The French Tripod
The French Constituent Assembly still presents the appearance of a tripod, each of whose three legs is essential to its stability. Last Sunday's elections lengthened the M.R.P. (Progressive Catholic) leg and shortened the Socialist leg, the Communists remaining much the same as before. These three parties between them hold about
four-fifths of all the seats in the new Assembly and are expected to renew their coalition. What difference has the election made? The Socialists are weaker, and for this they have themselves to blame. Their recent tentative withdrawal of support from the policy of the political separation of the Ruhr and Rhineland from Germany was a gross misinterpretation of French majority opinion ; and they backed the wrong horse at the referendum by supporting a draft constitution which centred authority in a single chamber.

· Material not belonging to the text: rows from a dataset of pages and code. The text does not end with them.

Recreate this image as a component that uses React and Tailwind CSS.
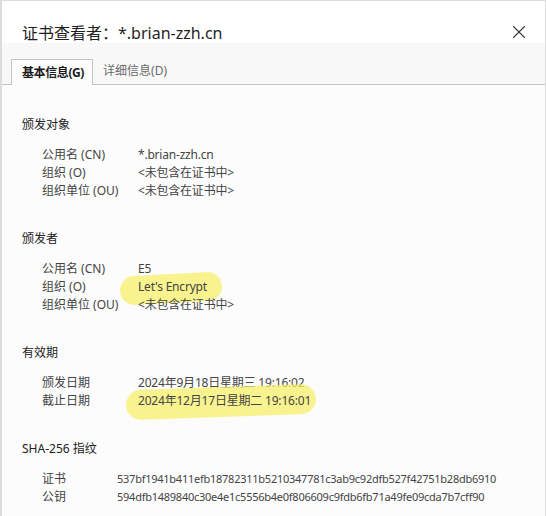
import { X } from "lucide-react";

const sections = [
  {
    title: "颁发对象",
    labelWidth: "w-[96px]",
    rows: [
      ["公用名 (CN)", "*.brian-zzh.cn"],
      ["组织 (O)", "<未包含在证书中>"],
      ["组织单位 (OU)", "<未包含在证书中>"],
    ],
  },
  {
    title: "颁发者",
    labelWidth: "w-[96px]",
    rows: [
      ["公用名 (CN)", "E5"],
      ["组织 (O)", "Let's Encrypt", "org"],
      ["组织单位 (OU)", "<未包含在证书中>"],
    ],
  },
  {
    title: "有效期",
    labelWidth: "w-[96px]",
    rows: [
      ["颁发日期", "2024年9月18日星期三 19:16:02"],
      ["截止日期", "2024年12月17日星期二 19:16:01", "date"],
    ],
  },
  {
    title: "SHA-256 指纹",
    labelWidth: "w-[75px]",
    hash: true,
    rows: [
      ["证书", "537bf1941b411efb18782311b5210347781c3ab9c92dfb527f42751b28db6910"],
      ["公钥", "594dfb1489840c30e4e1c5556b4e0f806609c9fdb6fb71a49fe09cda7b7cff90"],
    ],
  },
];

function Highlight({ kind }) {
  // highlighter marks drawn over the screenshot
  if (kind === "org") {
    return (
      <span className="absolute left-[-18px] top-[-4px] h-[29px] w-[102px] -rotate-3 rounded-full bg-[#f7f06a]/75 blur-[0.5px]" />
    );
  }
  return (
    <span className="absolute left-[-12px] top-[-5px] h-[30px] w-[190px] -rotate-2 rounded-full bg-[#f7f06a]/75 blur-[0.5px]" />
  );
}

export default function App() {
  return (
    <div className="h-[516px] w-[546px] overflow-hidden border-t border-l-2 border-r border-[#dcdcdc] bg-[#fcfcfc] font-['Segoe_UI','Noto_Sans','Noto_Sans_CJK_SC',sans-serif] text-[#333]">
      {/* Title bar */}
      <div className="flex h-[42px] items-end justify-between bg-white pl-[20px] pr-[15px]">
        <h1 className="text-[16px] leading-[20px] text-[#1f1f1f]">
          证书查看者：*.brian-zzh.cn
        </h1>
        <X size={22} strokeWidth={1.2} className="text-[#3a3a3a]" />
      </div>

      {/* Tabs */}
      <div className="flex h-[42px] items-end border-b border-[#c4c4c4] bg-[#f8f8f8] pl-[9px]">
        <div className="-mb-px flex h-[26px] items-center border border-b-0 border-[#c4c4c4] bg-[#fcfcfc] pl-[10px] pr-[8px] text-[12px] font-bold tracking-[-0.4px] text-[#1a1a1a]">
          基本信息(G)
        </div>
        <div className="flex h-[26px] items-center px-[10px] text-[12px] text-[#6a6a6a]">
          详细信息(D)
        </div>
      </div>

      {/* Content */}
      <div className="flex flex-col gap-[30px] pl-[20px] pt-[31px] text-[12px] leading-[18px]">
        {sections.map((s) => (
          <div key={s.title}>
            <div className="text-[#222]">{s.title}</div>
            <div className="mt-[12px] pl-[20px]">
              {s.rows.map(([label, value, mark]) => (
                <div key={label} className="flex text-[#444]">
                  <div className={`${s.labelWidth} shrink-0`}>{label}</div>
                  <div className="relative">
                    {mark && <Highlight kind={mark} />}
                    <span
                      className={`relative whitespace-nowrap ${
                        s.hash ? "text-[11px] tracking-[-0.25px]" : "tracking-[-0.2px]"
                      }`}
                    >
                      {value}
                    </span>
                  </div>
                </div>
              ))}
            </div>
          </div>
        ))}
      </div>
    </div>
  );
}
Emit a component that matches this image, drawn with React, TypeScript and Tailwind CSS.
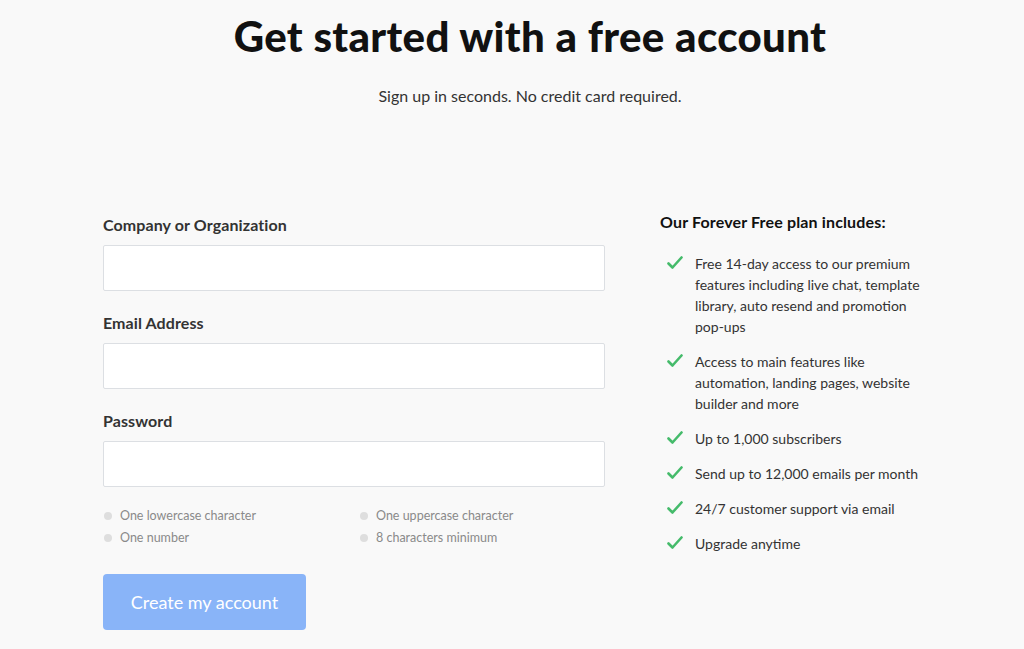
const features = [
  'Free 14-day access to our premium features including live chat, template library, auto resend and promotion pop-ups',
  'Access to main features like automation, landing pages, website builder and more',
  'Up to 1,000 subscribers',
  'Send up to 12,000 emails per month',
  '24/7 customer support via email',
  'Upgrade anytime',
]

const rules = ['One lowercase character', 'One uppercase character', 'One number', '8 characters minimum']

function CheckMark() {
  return (
    <svg viewBox="0 0 16 14" className="w-[16px] h-[14px] mt-[3px] ml-[7px] mr-[12px] shrink-0">
      <polyline
        points="1.5,7.5 5.5,11.5 14.5,1.5"
        fill="none"
        stroke="#45bb6b"
        strokeWidth="2.6"
        strokeLinecap="round"
        strokeLinejoin="round"
      />
    </svg>
  )
}

function Field({ label, type = 'text' }: { label: string; type?: string }) {
  return (
    <div className="flex flex-col">
      <label className="text-[16px] font-bold text-[#333] leading-[20px] mb-[10px] tracking-[0.1px]">{label}</label>
      <input
        type={type}
        className="h-[46px] w-[502px] bg-white border border-[#dcdfe3] rounded-[2px] outline-none px-3"
      />
    </div>
  )
}

export default function App() {
  return (
    <div className="min-h-[649px] w-full bg-[#f9f9f9] font-['Lato',sans-serif] text-[#333]">
      {/* Header */}
      <div className="pl-[36px] flex flex-col items-center pt-[11px]">
        <h1 className="text-[42px] font-black text-[#111] leading-[50px] tracking-[0.35px]">
          Get started with a free account
        </h1>
        <p className="mt-[24px] text-[16px] text-[#333] leading-[22px]">
          Sign up in seconds. No credit card required.
        </p>
      </div>

      {/* Body */}
      <div className="flex pl-[103px] pt-[108px]">
        {/* Form */}
        <div className="flex flex-col w-[502px]">
          <div className="flex flex-col gap-[22px]">
            <Field label="Company or Organization" />
            <Field label="Email Address" type="email" />
            <Field label="Password" type="password" />
          </div>

          <div className="grid grid-cols-[256px_1fr] gap-y-[6px] mt-[21px] pl-[1px]">
            {rules.map((r) => (
              <div key={r} className="flex items-center gap-[8px] text-[12.5px] leading-[16px] text-[#8a8a8a]">
                <span className="w-[8px] h-[8px] rounded-full bg-[#dedede]" />
                {r}
              </div>
            ))}
          </div>

          <button className="mt-[28px] w-[203px] h-[56px] rounded-[4px] bg-[#89b4f8] text-white text-[18px] leading-none">
            Create my account
          </button>
        </div>

        {/* Plan */}
        <div className="ml-[55px] w-[280px] -mt-[3px]">
          <h2 className="text-[16px] font-bold text-[#111] leading-[20px] tracking-[0.15px]">
            Our Forever Free plan includes:
          </h2>
          <ul className="mt-[21px] flex flex-col gap-[14px]">
            {features.map((f) => (
              <li key={f} className="flex items-start text-[14px] leading-[21px] text-[#333]">
                <CheckMark />
                <span className="w-[230px]">{f}</span>
              </li>
            ))}
          </ul>
        </div>
      </div>
    </div>
  )
}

The Progressive Catholics of the Mouvement Republicain Populaire took the opposite line in both cases and have done well out of it. The Communists, inevitably, have held their ground. Their solid working-class support cannot be wrested from them by so undecided a party as the Socialists, but on the other hand they can make no headway against a distrust of pro-Russian authoritarianism which is as lively in France as in other European countries. Such ties as linked Communists and Socialists, and they were never very strong, had already been so weakened by their joint defeat at the referendum on the constitution that the elections of last Sunday can have made little difference. It might be concluded from all this that the chances of an agreed constitution • for the Fourth Republic are smaller than ever. Unity is required before anything can be settled, and the synthetic unity of a three-part coalition settles nothing. But at least the French electorate has now spoken twice against an authoritarian system.